The likely loser of the period is finanzen.net Zero, whose ad-revenue model can hardly cover rising compliance costs; a takeover by the Axel Springer subsidiary is conceivable but economically unappealing. Wiener Privatbank will, lacking scale in standardised brokerage, retain a niche role for wealthy private clients. eToro will only be able to defend its CFD-driven margin structure in Austria with significant marketing spend, because young investors increasingly seek the regulatory clarity of simple ETF savings plans.
The most interesting single scenario is what happens to Bitpanda after a successful IPO. A March 2026 Goldman Sachs study plays through three paths: organic expansion focused on institutional custody, a strategic stake from a US player (Coinbase or BlackRock below a blocking minority), or the gradual acquisition of a mid-sized European competitor (N26 Trading or Bitvavo are named). Which variant materialises depends substantially on IPO demand and the rate environment over the next twelve months — both shape how much growth capital is actually available and how aggressively the Vienna-based provider can act.
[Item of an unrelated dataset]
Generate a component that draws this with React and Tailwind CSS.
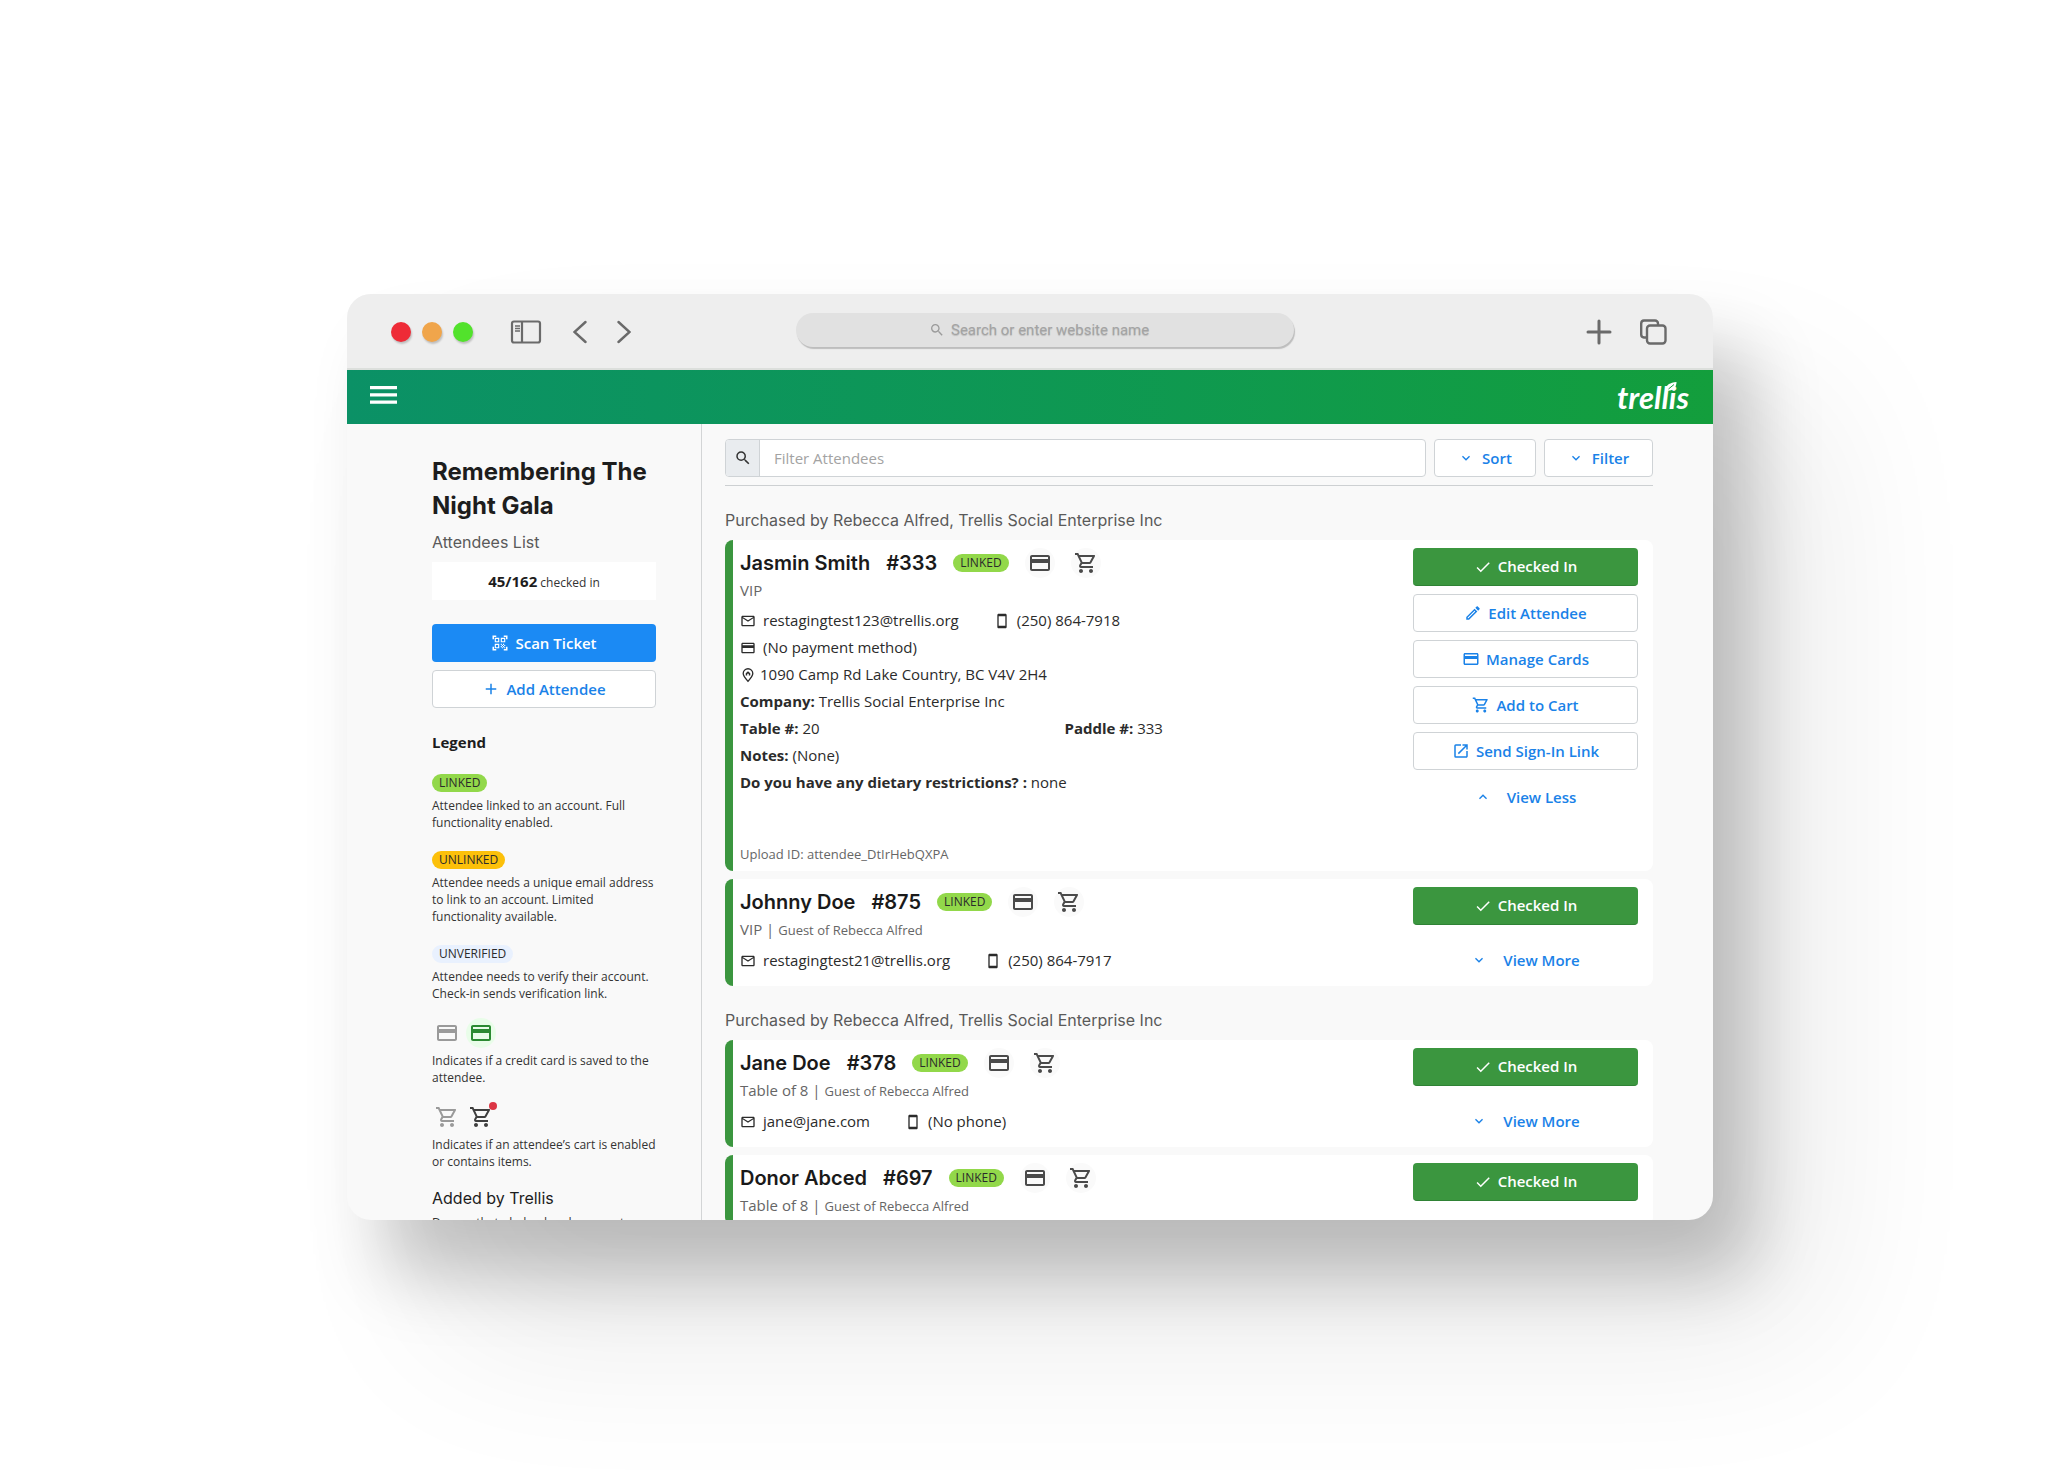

For Austrian investors, the practical implication is clear: the variety of offers will fall, not rise, over the medium term. Choosing a provider today means scrutinising whether it will still exist independently in 2028, or whether a takeover could trigger an account migration. In that logic, Scalable Capital (via the subscription model), Flatex (banking licence, product depth) and Bitpanda (post-IPO with sufficient capital base) hold stable defensive lines. Trade Republic defends through sheer scale. Everyone else remains a strategic question mark.